His work in government service began as an aide to former US Senator Alan Simpson (R-WY) and then Dick Cheney when he served in Congress as a representative from Wyoming. In 1986, Luthi was hired as an attorney for the Department of the Interior, where he worked until 1990 when he became senior counselor to the National Oceanic & Atmospheric Administration within the Department of Commerce.
 
In 1994, Luthi ran for office in the Wyoming House of Representatives. The election ended in a tie, with both Luthi and independent Larry Call receiving 1,941 votes. The election was decided by drawing a pingpong ball with Luthi’s name on it from the cowboy hat of Wyoming governor Mike Sullivan. Luthi declared that this was “democracy at its best.” He served as majority leader and then speaker in 2005 and 2006. After leaving office, Luthi returned to his private law practice as a partner in Luthi and Voyles. He also has managed a cattle ranch, JE Luthi Ranch, in western Wyoming.
 
In February 2007, Luthi was appointed by President George W. Bush to be deputy director of the US Fish and Wildlife Service.

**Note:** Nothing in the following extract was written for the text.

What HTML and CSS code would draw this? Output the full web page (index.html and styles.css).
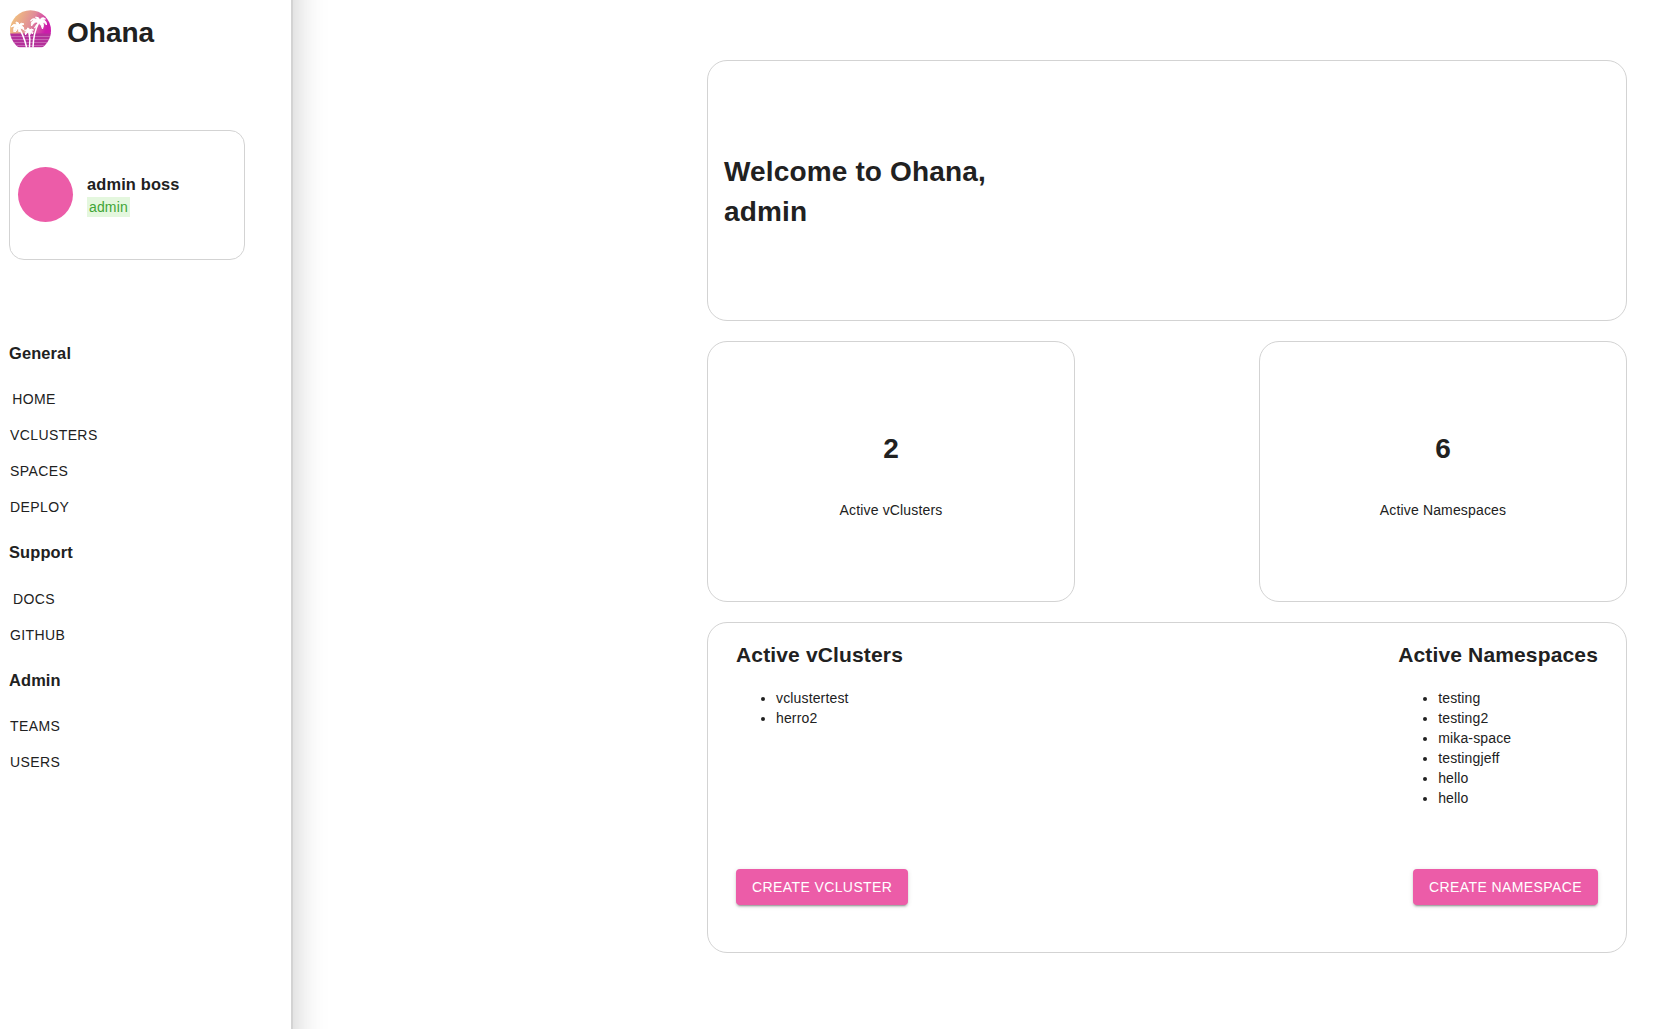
FILE: index.html
```html
<!DOCTYPE html>
<html lang="en">
<head>
    <meta charset="UTF-8">
    <meta name="viewport" content="width=device-width, initial-scale=1.0">
    <title>Ohana</title>
    <link rel="stylesheet" href="styles.css">
</head>
<body>
    <div class="app">
        <aside class="sidebar">
            <div class="brand">
                <svg class="logo" viewBox="0 0 42 38" width="42" height="38">
                    <defs>
                        <linearGradient id="sky" x1="0" y1="0.1" x2="1" y2="0.35">
                            <stop offset="0.1" stop-color="#f2c47c"/>
                            <stop offset="0.6" stop-color="#e08c98"/>
                            <stop offset="1" stop-color="#cc1cac"/>
                        </linearGradient>
                        <clipPath id="sun">
                            <circle cx="21.5" cy="20.7" r="20.5"/>
                        </clipPath>
                    </defs>
                    <g clip-path="url(#sun)">
                        <rect width="42" height="24" fill="url(#sky)"/>
                        <rect y="23.5" width="42" height="13.7" fill="#b4309a"/>
                        <path d="M0 26.5h42M0 29.5h42M0 32.5h42M0 35.5h42" stroke="#d58cc6" stroke-width="0.6"/>
                    </g>
                    <!-- palm trunks -->
                    <g fill="none" stroke="#fff" stroke-linecap="round">
                        <path d="M10 18q5 8 7.5 19M29.5 13q-5 10-5.5 24M20 23q1.5 6 0.5 14" stroke-width="1.5"/>
                    </g>
                    <!-- palm leaves -->
                    <g fill="#fff" stroke="#fff" stroke-width="1" stroke-linejoin="round">
                        <path d="M29.5 13q-3-3-7 3q-1-5 3-6q-2-1-4 1q2-4 7-1q-1-2-2-3q4 0 4 3q3-4 6-1q-2 0-3 1q4 0 4 5q-2-3-4-3q2 3 0 7q-1-5-4-6q-1 3-4 5q1-3 4-5z"/>
                        <path d="M10 18q-3-1-5 4q-1-4 1-6q-2 0-4 1q2-4 6-2q-1-2-1-3q3 0 3 3q2-3 5-1q-2 1-3 2q3 0 3 4q-2-2-4-2q1 3-1 4q0-3-2-4q0 3-2 4q1-3 4-4z"/>
                        <path d="M19.5 22q-2 0-3 3q-1-3 1-4q-1-1-2 0q1-2 3-1q0-1 0-2q2 0 2 2q2-2 4 0q-1 0-2 1q2 1 1 3q-1-2-2-2q1 2-1 3q0-2-1-3z"/>
                    </g>
                </svg>
                <h1 class="brand-name">Ohana</h1>
            </div>

            <div class="profile">
                <div class="avatar"></div>
                <div class="profile-info">
                    <div class="profile-name">admin boss</div>
                    <span class="role">admin</span>
                </div>
            </div>

            <nav class="menu">
                <h3 class="menu-title">General</h3>
                <button class="menu-item">Home</button>
                <button class="menu-item">vClusters</button>
                <button class="menu-item">Spaces</button>
                <button class="menu-item">Deploy</button>
                <h3 class="menu-title">Support</h3>
                <button class="menu-item">Docs</button>
                <button class="menu-item">GitHub</button>
                <h3 class="menu-title">Admin</h3>
                <button class="menu-item">Teams</button>
                <button class="menu-item">Users</button>
            </nav>
        </aside>

        <main class="content">
            <section class="card welcome">
                <h1>Welcome to Ohana,<br>admin</h1>
            </section>

            <div class="stats">
                <section class="card stat">
                    <h1>2</h1>
                    <p>Active vClusters</p>
                </section>
                <section class="card stat">
                    <h1>6</h1>
                    <p>Active Namespaces</p>
                </section>
            </div>

            <section class="card overview">
                <div class="lists">
                    <div>
                        <h2>Active vClusters</h2>
                        <ul>
                            <li>vclustertest</li>
                            <li>herro2</li>
                        </ul>
                    </div>
                    <div>
                        <h2>Active Namespaces</h2>
                        <ul>
                            <li>testing</li>
                            <li>testing2</li>
                            <li>mika-space</li>
                            <li>testingjeff</li>
                            <li>hello</li>
                            <li>hello</li>
                        </ul>
                    </div>
                </div>
                <div class="actions">
                    <button class="btn">Create vCluster</button>
                    <button class="btn">Create Namespace</button>
                </div>
            </section>
        </main>
    </div>
</body>
</html>
```

FILE: styles.css
```css
* {
    box-sizing: border-box;
}
body {
    margin: 0;
    font-family: "Liberation Sans", Arial, sans-serif;
    font-size: 14px;
    line-height: 1.43;
    letter-spacing: 0.15px;
    color: #212121;
    background-color: #fff;
}
h1 {
    font-size: 28px;
    line-height: 40px;
}
h2 {
    font-size: 21px;
    line-height: 30px;
}
button {
    font-family: inherit;
    font-size: 14px;
    line-height: 24px;
    letter-spacing: 0.4px;
    text-transform: uppercase;
    border: none;
    cursor: pointer;
}
.app {
    display: flex;
    justify-content: space-between;
    height: 100vh;
    overflow: hidden;
}

/* sidebar, runs past the window so the shadow stays even */
.sidebar {
    width: 293px;
    height: calc(100vh + 80px);
    margin-top: -40px;
    padding: 50px 0 0 9px;
    border-right: 2px solid #d3d3d3;
    box-shadow: 0 0 32px #c8c8c8;
}
.brand {
    display: flex;
    height: 44px;
}
.logo {
    flex: none;
}
.brand-name {
    margin: 3px 0 0 16px;
    letter-spacing: 0;
}
.profile {
    display: flex;
    align-items: center;
    width: 236px;
    height: 130px;
    margin-top: 76px;
    padding: 0 8px 2px;
    border: 1px solid #d3d3d3;
    border-radius: 15px;
}
.avatar {
    width: 55px;
    height: 55px;
    border-radius: 50%;
    background-color: #ec5ca8;
}
.profile-info {
    margin-left: 14px;
}
.profile-name {
    margin-bottom: 1px;
    font-size: 16.4px;
    font-weight: bold;
    line-height: 24px;
}
.role {
    display: block;
    width: 43px;
    padding: 0 2px;
    line-height: 20px;
    color: #3fa535;
    background-color: #e4f7de;
}
.menu {
    display: flex;
    flex-direction: column;
    align-items: flex-start;
    padding-top: 65px;
}
.menu-title {
    margin: 16px 0;
    font-size: 16.4px;
    line-height: 24px;
}
.menu-item + .menu-title {
    margin-top: 15px;
}
.menu-item {
    min-width: 64px;
    height: 36px;
    margin-left: -7px;
    padding: 6px 8px;
    color: #212121;
    background: none;
}
.menu-item:nth-of-type(5) {
    margin-top: 1px;
}

/* dashboard */
.content {
    display: flex;
    flex-direction: column;
    gap: 20px;
    width: 920px;
    margin: 60px 26px 0 0;
}
.card {
    border: 1px solid #d3d3d3;
    border-radius: 20px;
}
.welcome {
    display: flex;
    align-items: center;
    height: 261px;
    padding: 2px 0 0 16px;
}
.stats {
    display: flex;
    justify-content: space-between;
}
.stat {
    display: flex;
    flex-direction: column;
    align-items: center;
    justify-content: center;
    width: 40%;
    height: 261px;
    padding-top: 7px;
}
.stat h1 {
    margin: 0 0 31px;
}
.stat p {
    margin: 0;
}
.overview {
    height: 331px;
    padding: 17px 28px 0;
}
.lists {
    display: flex;
    justify-content: space-between;
    height: 229px;
}
.lists h2 {
    margin: 0 0 18px;
}
.lists ul {
    margin: 0;
    padding-left: 40px;
}
.actions {
    display: flex;
    justify-content: space-between;
}
.btn {
    height: 36px;
    padding: 6px 16px;
    color: #fff;
    background-color: #ec5ca8;
    border-radius: 4px;
    box-shadow: 0 3px 1px -2px rgba(0, 0, 0, 0.2), 0 2px 2px 0 rgba(0, 0, 0, 0.14), 0 1px 5px 0 rgba(0, 0, 0, 0.12);
}
```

Five months later, in July, he was elevated to director of the Minerals Management Service.
 
In June 2007, Luthi tried to join the US Senate by getting appointed to fill the seat of Republican Senator Craig Thomas, who passed away. He was not chosen by the GOP Central Committee as one of the three candidates to be considered for appointment to the Senate by Wyoming’s governor. Luthi tied for fifth place out of 30 candidates on the second.